Items from a data source

--*--

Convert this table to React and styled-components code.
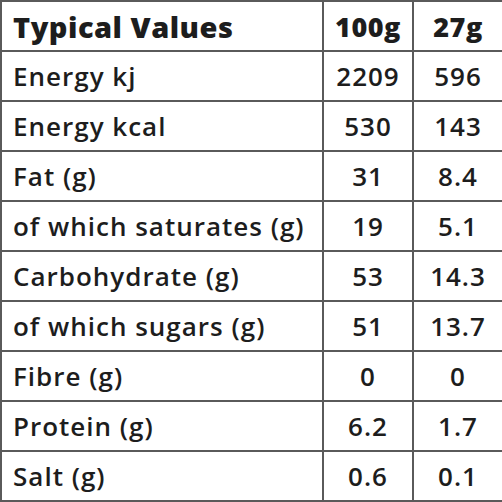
import styled, { createGlobalStyle } from 'styled-components'

const GlobalStyle = createGlobalStyle`
  html, body {
    margin: 0;
    padding: 0;
    background: #fff;
  }
`

const rows = [
  ['Energy kj', '2209', '596'],
  ['Energy kcal', '530', '143'],
  ['Fat (g)', '31', '8.4'],
  ['of which saturates (g)', '19', '5.1'],
  ['Carbohydrate (g)', '53', '14.3'],
  ['of which sugars (g)', '51', '13.7'],
  ['Fibre (g)', '0', '0'],
  ['Protein (g)', '6.2', '1.7'],
  ['Salt (g)', '0.6', '0.1'],
]

export default function App() {
  return (
    <>
      <GlobalStyle />
      <Table>
        <colgroup>
          <col style={{ width: 322 }} />
          <col style={{ width: 90 }} />
          <col style={{ width: 90 }} />
        </colgroup>
        <thead>
          <tr>
            <HeadLabel>Typical Values</HeadLabel>
            <HeadValue>100g</HeadValue>
            <HeadValue>27g</HeadValue>
          </tr>
        </thead>
        <tbody>
          {rows.map(([label, a, b]) => (
            <tr key={label}>
              <Label>{label}</Label>
              <Value>{a}</Value>
              <Value>{b}</Value>
            </tr>
          ))}
        </tbody>
      </Table>
    </>
  )
}

const Table = styled.table`
  width: 502px;
  height: 502px;
  table-layout: fixed;
  border-collapse: collapse;
  color: #1d1d1d;
  font-family: 'Open Sans', 'Liberation Sans', sans-serif;

  td, th {
    border: 2px solid #5a5a5a;
    height: 48px;
    padding: 0;
    vertical-align: middle;
  }
`

const Label = styled.td`
  padding-left: 11px !important;
  font-size: 26px;
  font-weight: 600;
  letter-spacing: 1px;
  text-align: left;
`

const Value = styled.td`
  font-size: 26px;
  font-weight: 600;
  letter-spacing: 1px;
  text-align: center;
`

const HeadLabel = styled.th`
  padding-left: 11px !important;
  font-size: 29px;
  font-weight: 800;
  letter-spacing: 0.5px;
  text-align: left;
`

const HeadValue = styled.th`
  font-size: 27px;
  font-weight: 800;
  letter-spacing: 0.5px;
  text-align: center;
`
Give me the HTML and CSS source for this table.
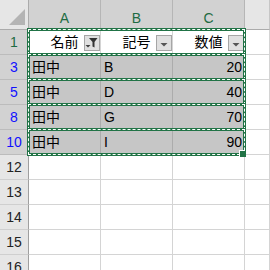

--*--

*To be done:* Repeat every record above exactly, but leave out any pictures.

*Exercise answer:*
Convert this table to React and styled-components code.
import styled, { createGlobalStyle } from 'styled-components'

const GlobalStyle = createGlobalStyle`
  html, body {
    margin: 0;
    padding: 0;
    background: #fff;
  }
`

const rows = [
  ['Energy kj', '2209', '596'],
  ['Energy kcal', '530', '143'],
  ['Fat (g)', '31', '8.4'],
  ['of which saturates (g)', '19', '5.1'],
  ['Carbohydrate (g)', '53', '14.3'],
  ['of which sugars (g)', '51', '13.7'],
  ['Fibre (g)', '0', '0'],
  ['Protein (g)', '6.2', '1.7'],
  ['Salt (g)', '0.6', '0.1'],
]

export default function App() {
  return (
    <>
      <GlobalStyle />
      <Table>
        <colgroup>
          <col style={{ width: 322 }} />
          <col style={{ width: 90 }} />
          <col style={{ width: 90 }} />
        </colgroup>
        <thead>
          <tr>
            <HeadLabel>Typical Values</HeadLabel>
            <HeadValue>100g</HeadValue>
            <HeadValue>27g</HeadValue>
          </tr>
        </thead>
        <tbody>
          {rows.map(([label, a, b]) => (
            <tr key={label}>
              <Label>{label}</Label>
              <Value>{a}</Value>
              <Value>{b}</Value>
            </tr>
          ))}
        </tbody>
      </Table>
    </>
  )
}

const Table = styled.table`
  width: 502px;
  height: 502px;
  table-layout: fixed;
  border-collapse: collapse;
  color: #1d1d1d;
  font-family: 'Open Sans', 'Liberation Sans', sans-serif;

  td, th {
    border: 2px solid #5a5a5a;
    height: 48px;
    padding: 0;
    vertical-align: middle;
  }
`

const Label = styled.td`
  padding-left: 11px !important;
  font-size: 26px;
  font-weight: 600;
  letter-spacing: 1px;
  text-align: left;
`

const Value = styled.td`
  font-size: 26px;
  font-weight: 600;
  letter-spacing: 1px;
  text-align: center;
`

const HeadLabel = styled.th`
  padding-left: 11px !important;
  font-size: 29px;
  font-weight: 800;
  letter-spacing: 0.5px;
  text-align: left;
`

const HeadValue = styled.th`
  font-size: 27px;
  font-weight: 800;
  letter-spacing: 0.5px;
  text-align: center;
`
Give me the HTML and CSS source for this table.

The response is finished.